Living in the park as caretaker to birds has its own drawbacks (Hugo comes in covered with bird droppings), but then the miracles start happening. A quibbling couple's focus changes when Hugo sets a pigeon's broken wing, and a blind photographer (yes, it's that kind of play) has his sight restored. The reporters show up, and it becomes a treatise on public relations; there's the episode with the smarmy Southern evangelist (Richard Enders), and a consultation with a particularly loopy doctor (David Podos); Hugo's parents want to cash in on his fame; Hollywood wants to star him as Jesus (Mohaghan was also good here as a Hollywood correspondent).
But even when the plot starts to fall apart dramatically (a visitation from God) or is at its most serious, there are delights like the choir that comes on to offer comic commentary (Helen Leonard, Sarah Ziegler, Elena Schilder, Nora Schilder). A surprisingly good musical number had the crowd anticipating Hugo's death (can't be a saint without being dead), but the play walks the fine line of sharp satire coexisting with real, heartfelt meaning.

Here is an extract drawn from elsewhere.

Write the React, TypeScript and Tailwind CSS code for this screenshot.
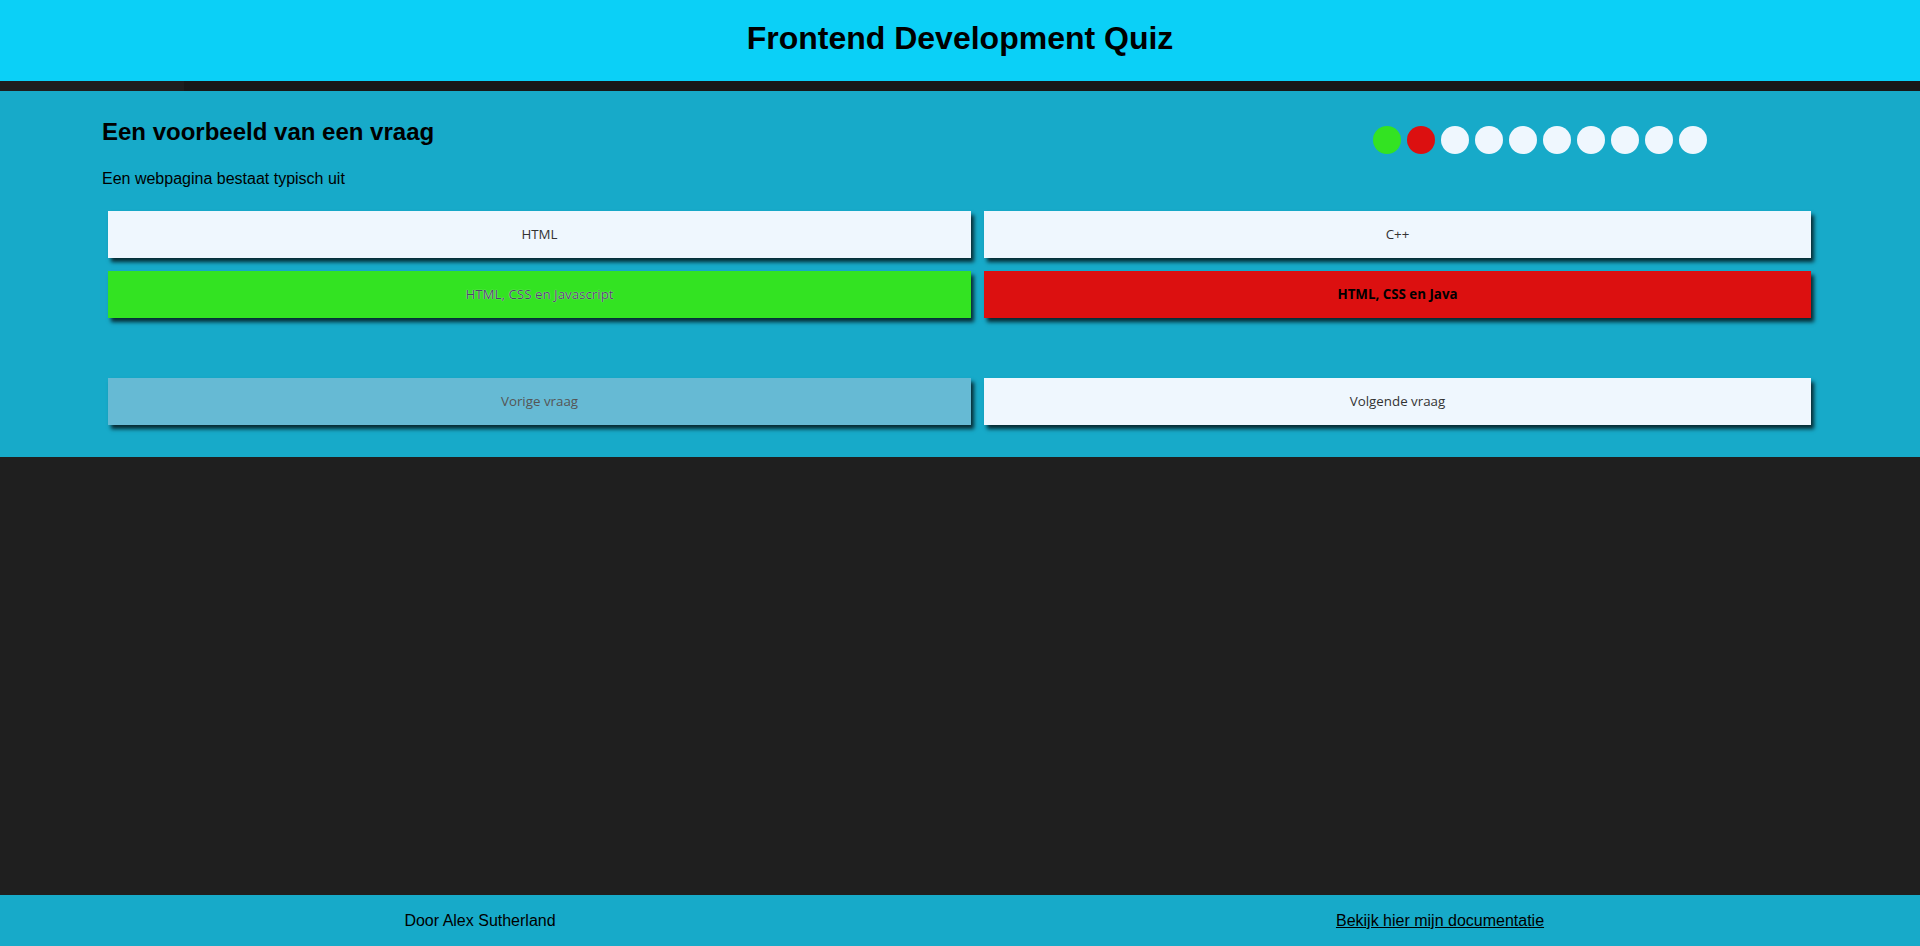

The show was well-produced, with screens and chairs serving a multitude of purposes (set uncredited) and lighting (Chris Bond) that clearly showed the differences between outdoor, TV-studio, and penitentiary illumination. The costumes (by Bonnie Hubbell and the cast) had slightly exaggerated whimsical touches, like the pigeon droppings getting heavier in successive scenes).
Also with Jay Salsberg, Susan Nackley Mojave, Paul Herndon, Stephanie Leonard, Nicole Schilder, Stacey Washington, Peggy Sneath, Michele Torchia, and John Caponera as the voice of God.